__Given data__.
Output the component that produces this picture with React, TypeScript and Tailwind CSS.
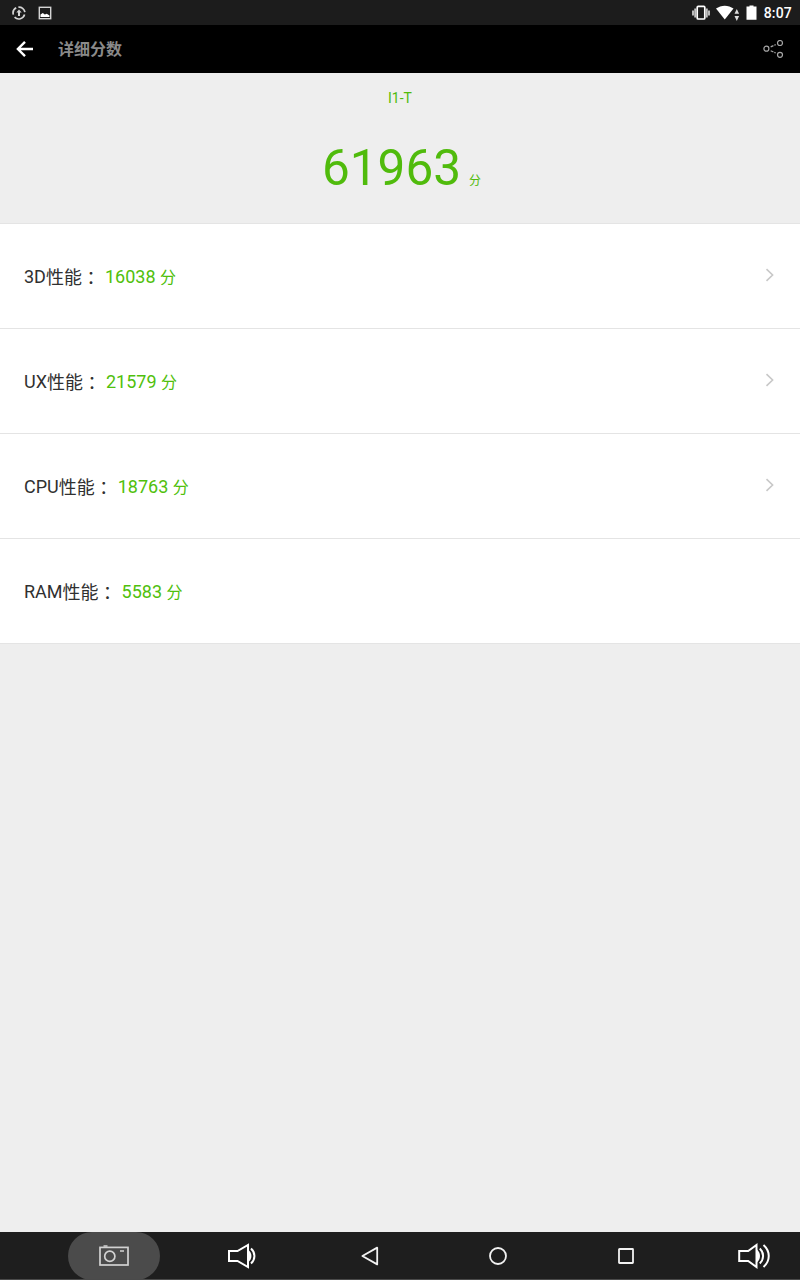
const scores = [
  { label: "3D", value: "16038", more: true },
  { label: "UX", value: "21579", more: true },
  { label: "CPU", value: "18763", more: true },
  { label: "RAM", value: "5583", more: false },
];

function StatusBar() {
  return (
    <div className="flex h-[25px] items-center justify-between bg-[#1c1c1c] text-white">
      <div className="flex items-center gap-3 pl-3">
        {/* Sync */}
        <svg width="14" height="14" viewBox="0 0 14 14" fill="none" stroke="#d4d4d4" strokeWidth="1.7">
          <path d="M1.3 8.6A6 6 0 0 1 4.2 1.8M6.4 1.1A6 6 0 0 1 12.9 6.2M12.6 8.6A6 6 0 0 1 2.6 11.2" />
          <path d="M7 10V5.5" strokeWidth="2" />
          <path d="M4.3 6.4 7 3.6l2.7 2.8z" fill="#d4d4d4" stroke="none" />
        </svg>
        {/* Picture */}
        <svg width="14" height="14" viewBox="0 0 14 14" fill="none">
          <rect x="1.3" y="1.3" width="11.4" height="11.4" stroke="#d4d4d4" strokeWidth="1.4" />
          <path d="M2.5 11V8.5L4.8 7l2 1.5 2-.7 2.7 1.7V11z" fill="#fff" />
        </svg>
      </div>
      <div className="flex items-center pr-2">
        {/* Vibrate */}
        <svg width="18" height="16" viewBox="0 0 18 16" fill="none">
          <path d="M1 5.5v5M3.2 3.5v9M14.8 3.5v9M17 5.5v5" stroke="#c4c4c4" strokeWidth="1.9" />
          <rect x="5.2" y="1.4" width="7.6" height="12.6" rx="1" stroke="#fff" strokeWidth="1.7" />
        </svg>
        {/* Wifi */}
        <svg className="ml-1.5" width="24" height="18" viewBox="0 0 24 18" fill="#fff">
          <path d="M0 4.6C5 .7 12.5 .7 17.5 4.6L8.75 15.6z" />
          <path d="M18.5 9.8 20.8 5l2.3 4.8zM18.5 12l2.3 5 2.3-5z" fill="#ddd" />
        </svg>
        {/* Battery */}
        <svg className="ml-[6px]" width="11" height="16" viewBox="0 0 11 16" fill="#fff">
          <path d="M.5 1.6h3V.4h4v1.2h3v13.2H.5z" />
        </svg>
        <span className="ml-[7px] mt-px text-[14px] leading-none font-medium tracking-[0.2px]">8:07</span>
      </div>
    </div>
  );
}

function AppBar() {
  return (
    <div className="flex h-12 items-center bg-black px-4">
      <svg width="18" height="16" viewBox="0 0 18 16" fill="none" stroke="#fff" strokeWidth="2.4">
        <path d="M17 8H2M9 .9 1.9 8 9 15.1" />
      </svg>
      <h1 className="mt-0.5 ml-6 text-[16px] leading-none font-bold text-[#8a8a8a]">详细分数</h1>
      <svg className="ml-auto" width="21" height="18" viewBox="0 0 21 18" fill="none" stroke="#a6a6a6" strokeWidth="1.2">
        <circle cx="3.4" cy="8.7" r="2.5" />
        <circle cx="17" cy="3" r="2.5" />
        <circle cx="17" cy="14.8" r="2.5" />
        <path d="M7.7 6.9l5-2.3M7.7 10.7l5 2.3" strokeDasharray="3 1" />
      </svg>
    </div>
  );
}

function NavBar() {
  return (
    <nav className="flex h-12 overflow-hidden border-b border-[#4a4a4a] bg-[#1e1e1e] pl-[50px] *:flex *:w-32 *:shrink-0 *:items-center *:justify-center">
      <button>
        <span className="flex h-12 w-[92px] items-center justify-center rounded-full bg-[#4b4b4b]">
          <svg width="30" height="22" viewBox="0 0 30 22" fill="none" stroke="#d2d2d2" strokeWidth="1.7">
            <rect x="1" y="2.4" width="28" height="17.6" />
            <circle cx="10.8" cy="11.2" r="5.1" />
            <path d="M4.5 1h4M21 6h4" />
          </svg>
        </span>
      </button>
      <button>
        <svg width="28" height="26" viewBox="0 0 28 26" fill="none" stroke="#fff" strokeWidth="2">
          <path d="M1 8h8.5L20 2v22L9.5 18H1z" />
          <path d="M20 6.5c4.6 3.5 4.6 9.5 0 13z" fill="#fff" stroke="none" />
          <path d="M23 5.5c4.6 4.2 4.6 10.8 0 15" />
        </svg>
      </button>
      <button>
        <svg width="18" height="20" viewBox="0 0 18 20" fill="none" stroke="#f2f2f2" strokeWidth="1.8" strokeLinejoin="round">
          <path d="M16.2 1.6v16.8L1.4 10z" />
        </svg>
      </button>
      <button>
        <svg width="18" height="18" viewBox="0 0 18 18" fill="none" stroke="#f2f2f2" strokeWidth="1.8">
          <circle cx="9" cy="9" r="8" />
        </svg>
      </button>
      <button>
        <svg width="16" height="16" viewBox="0 0 16 16" fill="none" stroke="#f2f2f2" strokeWidth="1.8">
          <rect x="1" y="1" width="14" height="14" rx=".5" />
        </svg>
      </button>
      <button>
        <svg width="32" height="26" viewBox="0 0 32 26" fill="none" stroke="#fff" strokeWidth="2">
          <path d="M1.2 8h9L18.5 2v22L10.2 18h-9z" />
          <path d="M19 6.5c4 3.5 4 9.5 0 13z" fill="#fff" stroke="none" />
          <path d="M21.8 5.5c4.4 4.2 4.4 10.8 0 15M25.5 2c7 6.2 7 15.8 0 22" />
        </svg>
      </button>
    </nav>
  );
}

export default function App() {
  return (
    <div className="flex h-[1280px] w-[800px] flex-col bg-[#eeeeee] font-[Roboto,'Noto_Sans_CJK_SC',sans-serif]">
      <StatusBar />
      <AppBar />

      {/* Total score */}
      <header className="flex h-[151px] flex-col items-center border-b border-[#e4e4e4] text-[#50bb0c]">
        <p className="mt-[17px] text-[14px] leading-4">I1-T</p>
        <p className="mt-8 flex items-baseline gap-2 pl-[3px] leading-[60px]">
          <span className="text-[49.5px]">61963</span>
          <span className="text-[12px]">分</span>
        </p>
      </header>

      <ul>
        {scores.map((s) => (
          <li key={s.label} className="flex h-[105px] items-center border-b border-[#e4e4e4] bg-white px-6 text-[18px]">
            <span className="text-[#303030]">
              {s.label}
              <span className="align-[-1px] leading-none">性能</span>
              <span className="align-[-2px] font-['Noto_Sans_CJK_TC',sans-serif] leading-none">：</span>
            </span>
            <span className="ml-[5px] text-[#50c00c]">
              {s.value} <span className="text-[16px]">分</span>
            </span>
            {s.more && (
              <svg className="mr-px mb-0.5 ml-auto" width="11" height="14" viewBox="0 0 11 14" fill="none" stroke="#c8c8c8" strokeWidth="1.6">
                <path d="M2.5 1.2 8.6 7l-6.1 5.8" />
              </svg>
            )}
          </li>
        ))}
      </ul>

      <div className="mt-auto">
        <NavBar />
      </div>
    </div>
  );
}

__Objective__. Every line of the data above should be quoted exactly. Omit the pictures.

__The solution__.
Output the component that produces this picture with React, TypeScript and Tailwind CSS.
const scores = [
  { label: "3D", value: "16038", more: true },
  { label: "UX", value: "21579", more: true },
  { label: "CPU", value: "18763", more: true },
  { label: "RAM", value: "5583", more: false },
];

function StatusBar() {
  return (
    <div className="flex h-[25px] items-center justify-between bg-[#1c1c1c] text-white">
      <div className="flex items-center gap-3 pl-3">
        {/* Sync */}
        <svg width="14" height="14" viewBox="0 0 14 14" fill="none" stroke="#d4d4d4" strokeWidth="1.7">
          <path d="M1.3 8.6A6 6 0 0 1 4.2 1.8M6.4 1.1A6 6 0 0 1 12.9 6.2M12.6 8.6A6 6 0 0 1 2.6 11.2" />
          <path d="M7 10V5.5" strokeWidth="2" />
          <path d="M4.3 6.4 7 3.6l2.7 2.8z" fill="#d4d4d4" stroke="none" />
        </svg>
        {/* Picture */}
        <svg width="14" height="14" viewBox="0 0 14 14" fill="none">
          <rect x="1.3" y="1.3" width="11.4" height="11.4" stroke="#d4d4d4" strokeWidth="1.4" />
          <path d="M2.5 11V8.5L4.8 7l2 1.5 2-.7 2.7 1.7V11z" fill="#fff" />
        </svg>
      </div>
      <div className="flex items-center pr-2">
        {/* Vibrate */}
        <svg width="18" height="16" viewBox="0 0 18 16" fill="none">
          <path d="M1 5.5v5M3.2 3.5v9M14.8 3.5v9M17 5.5v5" stroke="#c4c4c4" strokeWidth="1.9" />
          <rect x="5.2" y="1.4" width="7.6" height="12.6" rx="1" stroke="#fff" strokeWidth="1.7" />
        </svg>
        {/* Wifi */}
        <svg className="ml-1.5" width="24" height="18" viewBox="0 0 24 18" fill="#fff">
          <path d="M0 4.6C5 .7 12.5 .7 17.5 4.6L8.75 15.6z" />
          <path d="M18.5 9.8 20.8 5l2.3 4.8zM18.5 12l2.3 5 2.3-5z" fill="#ddd" />
        </svg>
        {/* Battery */}
        <svg className="ml-[6px]" width="11" height="16" viewBox="0 0 11 16" fill="#fff">
          <path d="M.5 1.6h3V.4h4v1.2h3v13.2H.5z" />
        </svg>
        <span className="ml-[7px] mt-px text-[14px] leading-none font-medium tracking-[0.2px]">8:07</span>
      </div>
    </div>
  );
}

function AppBar() {
  return (
    <div className="flex h-12 items-center bg-black px-4">
      <svg width="18" height="16" viewBox="0 0 18 16" fill="none" stroke="#fff" strokeWidth="2.4">
        <path d="M17 8H2M9 .9 1.9 8 9 15.1" />
      </svg>
      <h1 className="mt-0.5 ml-6 text-[16px] leading-none font-bold text-[#8a8a8a]">详细分数</h1>
      <svg className="ml-auto" width="21" height="18" viewBox="0 0 21 18" fill="none" stroke="#a6a6a6" strokeWidth="1.2">
        <circle cx="3.4" cy="8.7" r="2.5" />
        <circle cx="17" cy="3" r="2.5" />
        <circle cx="17" cy="14.8" r="2.5" />
        <path d="M7.7 6.9l5-2.3M7.7 10.7l5 2.3" strokeDasharray="3 1" />
      </svg>
    </div>
  );
}

function NavBar() {
  return (
    <nav className="flex h-12 overflow-hidden border-b border-[#4a4a4a] bg-[#1e1e1e] pl-[50px] *:flex *:w-32 *:shrink-0 *:items-center *:justify-center">
      <button>
        <span className="flex h-12 w-[92px] items-center justify-center rounded-full bg-[#4b4b4b]">
          <svg width="30" height="22" viewBox="0 0 30 22" fill="none" stroke="#d2d2d2" strokeWidth="1.7">
            <rect x="1" y="2.4" width="28" height="17.6" />
            <circle cx="10.8" cy="11.2" r="5.1" />
            <path d="M4.5 1h4M21 6h4" />
          </svg>
        </span>
      </button>
      <button>
        <svg width="28" height="26" viewBox="0 0 28 26" fill="none" stroke="#fff" strokeWidth="2">
          <path d="M1 8h8.5L20 2v22L9.5 18H1z" />
          <path d="M20 6.5c4.6 3.5 4.6 9.5 0 13z" fill="#fff" stroke="none" />
          <path d="M23 5.5c4.6 4.2 4.6 10.8 0 15" />
        </svg>
      </button>
      <button>
        <svg width="18" height="20" viewBox="0 0 18 20" fill="none" stroke="#f2f2f2" strokeWidth="1.8" strokeLinejoin="round">
          <path d="M16.2 1.6v16.8L1.4 10z" />
        </svg>
      </button>
      <button>
        <svg width="18" height="18" viewBox="0 0 18 18" fill="none" stroke="#f2f2f2" strokeWidth="1.8">
          <circle cx="9" cy="9" r="8" />
        </svg>
      </button>
      <button>
        <svg width="16" height="16" viewBox="0 0 16 16" fill="none" stroke="#f2f2f2" strokeWidth="1.8">
          <rect x="1" y="1" width="14" height="14" rx=".5" />
        </svg>
      </button>
      <button>
        <svg width="32" height="26" viewBox="0 0 32 26" fill="none" stroke="#fff" strokeWidth="2">
          <path d="M1.2 8h9L18.5 2v22L10.2 18h-9z" />
          <path d="M19 6.5c4 3.5 4 9.5 0 13z" fill="#fff" stroke="none" />
          <path d="M21.8 5.5c4.4 4.2 4.4 10.8 0 15M25.5 2c7 6.2 7 15.8 0 22" />
        </svg>
      </button>
    </nav>
  );
}

export default function App() {
  return (
    <div className="flex h-[1280px] w-[800px] flex-col bg-[#eeeeee] font-[Roboto,'Noto_Sans_CJK_SC',sans-serif]">
      <StatusBar />
      <AppBar />

      {/* Total score */}
      <header className="flex h-[151px] flex-col items-center border-b border-[#e4e4e4] text-[#50bb0c]">
        <p className="mt-[17px] text-[14px] leading-4">I1-T</p>
        <p className="mt-8 flex items-baseline gap-2 pl-[3px] leading-[60px]">
          <span className="text-[49.5px]">61963</span>
          <span className="text-[12px]">分</span>
        </p>
      </header>

      <ul>
        {scores.map((s) => (
          <li key={s.label} className="flex h-[105px] items-center border-b border-[#e4e4e4] bg-white px-6 text-[18px]">
            <span className="text-[#303030]">
              {s.label}
              <span className="align-[-1px] leading-none">性能</span>
              <span className="align-[-2px] font-['Noto_Sans_CJK_TC',sans-serif] leading-none">：</span>
            </span>
            <span className="ml-[5px] text-[#50c00c]">
              {s.value} <span className="text-[16px]">分</span>
            </span>
            {s.more && (
              <svg className="mr-px mb-0.5 ml-auto" width="11" height="14" viewBox="0 0 11 14" fill="none" stroke="#c8c8c8" strokeWidth="1.6">
                <path d="M2.5 1.2 8.6 7l-6.1 5.8" />
              </svg>
            )}
          </li>
        ))}
      </ul>

      <div className="mt-auto">
        <NavBar />
      </div>
    </div>
  );
}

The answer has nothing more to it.